Net income attributable to Summit Inc., which included the reversal of an unrecognised tax benefit, increased 62.7% in the third quarter to US$90.7 million as compared to US$55.8 million. Net income attributable to Summit Inc. was US$102.8 million for the nine months ended 26 September 2020. Adjusted EBITDA decreased 8.1% in the third quarter to US$177.7 million as compared to US$193.3 million in 2019, and for the first nine months of 2020 Adjusted EBITDA increased 4.1% to US$354.4 million.
For the three months ended 26 September 2020, sales volumes increased 3.1% in aggregates, and decreased 1.0% in ready-mix concrete, 6.4% in asphalt and 11.3% in cement relative to the same period last year. Average selling prices in the third quarter of 2020 decreased 2.2% in aggregates, and increased 0.5% in cement, 4.6% in ready-mix concrete, and were flat in asphalt relative to the prior year period. The company had organic price growth across all lines of business during the third quarter of 2020.
Anne Noonan, CEO of Summit Materials, commented, "Our West segment performance was the highlight of the quarter, delivering 16.5% growth in Adjusted EBITDA in Q3, as migration trends favour certain US central and western suburban and exurban markets that we serve. Company-wide, adjusted cash gross profit margin has held steady. We are focused on consistent organic growth with investment in greenfields and Summit end markets that are underpinned by strong growth fundamentals. Sustainable organic growth serves as a foundation to support strategic acquisitions, such as Multisources of Texas, and Valley Gravel of British Columbia, which we completed in the third quarter while keeping our leverage ratio steady at 3.5x. Most importantly, we continue to vigilantly practice safety and distancing protocols in response to the COVID-19 outbreak."
As of 26 September 2020, the company had US$288.8 million in cash and US$1.9 billion in debt outstanding. The company's US$345 million revolving credit facility has US$329 million available after letters of credit. For the nine months ended 26 September 2020 cash flow provided by operations was US$218.0 million while cash paid for capital equipment was US$140.0 million. Brian Harris, CFO of Summit Materials added, "During Q3, we strengthened our balance sheet by redeeming all of the outstanding US$650 million 6.125% notes due 2023, which was our nearest term maturity, with proceeds from our issuance of US$700 million of 5.250% notes due 2029. Summit reported over US$617 million in available liquidity at quarter end."
Given the uncertainties relating to COVID-19, Summit is not providing Adjusted EBITDA guidance at this time. Noonan continued, "We continue to believe that it is prudent to forego providing guidance pending better visibility into the ultimate resumption of normal business conditions."
The company is expanding its previously announced 2020 capital expenditure guidance to US$175 million to US$185 million, including US$50 million to US$60 million for greenfield projects. This is an increase from the company's previous guidance of US$145 million to US$160 million.
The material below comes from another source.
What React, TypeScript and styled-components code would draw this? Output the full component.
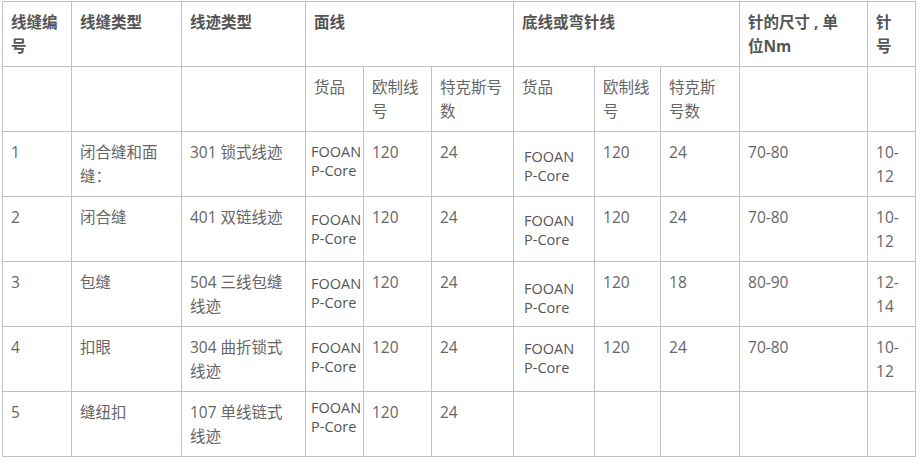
import React from 'react';
import styled, { createGlobalStyle } from 'styled-components';

const GlobalStyle = createGlobalStyle`
  html, body {
    margin: 0;
    padding: 0;
    background: #ffffff;
  }
  body {
    font-family: "Open Sans", "Noto Sans CJK SC", sans-serif;
  }
`;

const Page = styled.div`
  padding: 1px 0 0 2px;
`;

const Table = styled.table`
  border-collapse: collapse;
  table-layout: fixed;
  width: 913px;
  color: #666666;
  font-size: 15.5px;
`;

const Row = styled.tr`
  height: 65px;
`;

const Cell = styled.td`
  border: 1px solid #c0c0c0;
  padding: 8px 8px 0 8px;
  vertical-align: top;
  line-height: 24px;
  white-space: nowrap;
  overflow: visible;
`;

const HeadCell = styled(Cell).attrs({ as: 'th' })`
  text-align: left;
  font-weight: 700;
  color: #555555;
`;

const ProductCell = styled(Cell)<{ $top: number; $left: number }>`
  padding: ${({ $top }) => $top}px 0 0 ${({ $left }) => $left}px;
  font-size: 14.5px;
  line-height: 18.5px;
  color: #555555;
`;

const widths = [69, 110, 124, 58, 68, 82, 81, 66, 79, 128, 48];

const Lines = ({ text }: { text: string }) => (
  <>
    {text.split('\n').map((line, i) => (
      <React.Fragment key={i}>
        {i > 0 && <br />}
        {line}
      </React.Fragment>
    ))}
  </>
);

type DataRow = {
  no: string;
  seam: string;
  stitch: string;
  top: [string, string];
  bottom: [string, string] | null;
  size: string;
  needle: string;
  pads: [number, number];
};

const rows: DataRow[] = [
  { no: '1', seam: '闭合缝和面\n缝：', stitch: '301 锁式线迹', top: ['120', '24'], bottom: ['120', '24'], size: '70-80', needle: '10-\n12', pads: [11, 16] },
  { no: '2', seam: '闭合缝', stitch: '401 双链线迹', top: ['120', '24'], bottom: ['120', '24'], size: '70-80', needle: '10-\n12', pads: [14, 15] },
  { no: '3', seam: '包缝', stitch: '504 三线包缝\n线迹', top: ['120', '24'], bottom: ['120', '18'], size: '80-90', needle: '12-\n14', pads: [13, 18] },
  { no: '4', seam: '扣眼', stitch: '304 曲折锁式\n线迹', top: ['120', '24'], bottom: ['120', '24'], size: '70-80', needle: '10-\n12', pads: [12, 13] },
  { no: '5', seam: '缝纽扣', stitch: '107 单线链式\n线迹', top: ['120', '24'], bottom: null, size: '', needle: '', pads: [7, 0] },
];

const Product = ({ top, left }: { top: number; left: number }) => (
  <ProductCell $top={top} $left={left}>
    FOOAN
    <br />
    P-Core
  </ProductCell>
);

export default function App() {
  return (
    <Page>
      <GlobalStyle />
      <Table>
        <colgroup>
          {widths.map((w, i) => (
            <col key={i} style={{ width: w }} />
          ))}
        </colgroup>
        <thead>
          <Row>
            <HeadCell><Lines text={'线缝编\n号'} /></HeadCell>
            <HeadCell>线缝类型</HeadCell>
            <HeadCell>线迹类型</HeadCell>
            <HeadCell colSpan={3}>面线</HeadCell>
            <HeadCell colSpan={3}>底线或弯针线</HeadCell>
            <HeadCell><Lines text={'针的尺寸 , 单\n位Nm'} /></HeadCell>
            <HeadCell><Lines text={'针\n号'} /></HeadCell>
          </Row>
        </thead>
        <tbody>
          <Row>
            <Cell />
            <Cell />
            <Cell />
            <Cell>货品</Cell>
            <Cell><Lines text={'欧制线\n号'} /></Cell>
            <Cell><Lines text={'特克斯号\n数'} /></Cell>
            <Cell>货品</Cell>
            <Cell><Lines text={'欧制线\n号'} /></Cell>
            <Cell><Lines text={'特克斯\n号数'} /></Cell>
            <Cell />
            <Cell />
          </Row>
          {rows.map((r) => (
            <Row key={r.no}>
              <Cell>{r.no}</Cell>
              <Cell><Lines text={r.seam} /></Cell>
              <Cell><Lines text={r.stitch} /></Cell>
              <Product top={r.pads[0]} left={5} />
              <Cell>{r.top[0]}</Cell>
              <Cell>{r.top[1]}</Cell>
              {r.bottom ? (
                <>
                  <Product top={r.pads[1]} left={10} />
                  <Cell>{r.bottom[0]}</Cell>
                  <Cell>{r.bottom[1]}</Cell>
                </>
              ) : (
                <>
                  <Cell />
                  <Cell />
                  <Cell />
                </>
              )}
              <Cell>{r.size}</Cell>
              <Cell><Lines text={r.needle} /></Cell>
            </Row>
          ))}
        </tbody>
      </Table>
    </Page>
  );
}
Cement segment net revenues decreased 14.3% to US$84.9 million in the third quarter 2020, when compared to the prior-year period, on lower sales volume of cement. Cement adjusted cash gross profit margin decreased to 45.1% in the third quarter, compared to 46.0% in the prior year period, as lower volumes resulted in higher unit plant costs. In addition, the company’s solid waste processing facility continued to undergo repairs related to an explosion that occurred in April 2020. The Adjusted EBITDA impact from the down time at the facility was approximately US$4.3 million in the third quarter. Organic sales volume of cement decreased 11.3% in the third quarter and organic average selling prices increased 0.5% when compared to the prior year period.